Littler also has international experience, having served as an assistant coach on the 2008 and 2011 U.S. Junior Select Teams. The 2008 team captured gold at the World Junior A Challenge, while the 2011 team won bronze. He was also an assistant for the 1997 and 2000 gold medal-winning USA 19-and-under squads, and was head coach of the 2002 19-and-under team.
His coaching career started in 1989 as as assistant for his hometown Minot (N.D.) Americans in the Saskatchewan Junior Hockey League. His first head coaching job was with the American Frontier Hockey League’s Billings (Mont.) Bulls in 1993. He coached the Bulls until 2000, winning five Borne Cups and four regular season titles.

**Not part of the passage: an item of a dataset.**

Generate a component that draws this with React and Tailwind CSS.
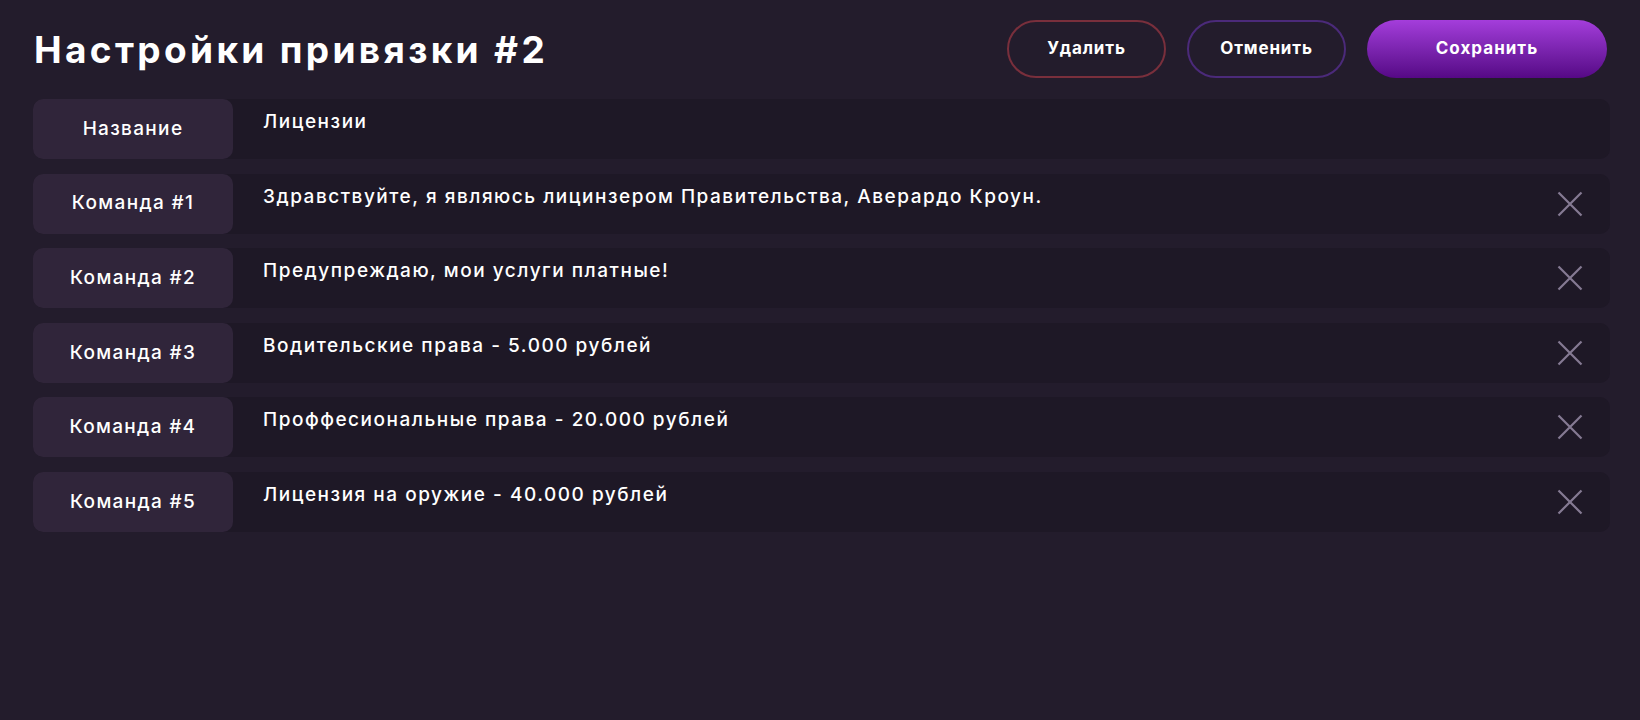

The Wild job marks Littler’s first return to the greater Pacific Northwest since his time with the Bulls.
“I’ve always said that if Billings had a USHL team, there’d be a fistfight for me to go back there. I loved coaching in that area,” Littler said. “I have two young children — a seven-year-old boy (Cade) and five-year-old daughter (Grace) — so it was important to live in a good city, and also one that has some hockey for my son to play.”
Littler has coached 102 Division-I players and 22 NHL draft picks, including first-rounders Louis Leblanc (2009, Montreal) and Patrick White (2007, Vancouver).
Littler expects to put an entertaining team on the ice.
“The kids will get up the ice, the defense will be in on the rush, we’ll be physical and be very entertaining to watch. But first and foremost we’ll be accountable in all three zones,” he said.
Stewart said he feels lucky to have Littler on board, especially after a plane ticket snafu nearly derailed their first meeting.
“When he first submitted his resume I didn’t take it real serious, because I didn’t think we could work out the terms of a contract to hire a coach with his background and resume. But I was very interested,” Stewart said. “I asked him to meet me at the Robertson Cup in Texas, so I bought him a plane ticket, but it was under the name Bliss Stewart and they wouldn’t let him on the plane because it was the wrong name. He drove 10 hours and spent a day and a half with me in Dallas, and I was very impressed and glad I didn’t screw it up by putting the wrong name on the ticket.”
Littler has already starting introducing himself to the Wild’s returning players and 14 tenders.
“I want to reassure them that they are wanted here and I can’t wait to work with them,” he said. “I’ve given the list (of players) to some other coaches and scouts, and they tell me it’s a very good list. They have done a good job with what they have returning and with their tenders.”
Littler, his wife Gretchen and their two children plan to move to the Wenatchee area this summer from Omaha.
West down to four
The Wenatchee Wild will be part of a four-team NAHL West Division in 2012-13 after the Dawson Creek Rage ceased operations and the Alaska Avalanche moved to Pennsylvania to become the Johnstown Tomahawks. The three other remaining members of the division are the Fairbanks Ice Dogs, Kenai River Brown Bears and Fresno Monsters.
To help make up for the void in the teams home schedules, each of the four teams are adding more games against teams from the east coast.
“I think we’re all scheduling eight or 10 home games against out-of-division opponents,” Stewart said.
Stewart said the NAHL has made progress in looking for a home for a possible new West Division franchise in Southern California, but not in any market within a six-hour bus ride of Wenatchee.
“(A team in Southern California) may help us a little bit,” Stewart said. “The league commisioner (Mark Frankenfeld) and myself have turned over every rock trying to get teams in Yakima, Vancouver, Bellingham… There’s just not an appetite to build a new facility in those areas.”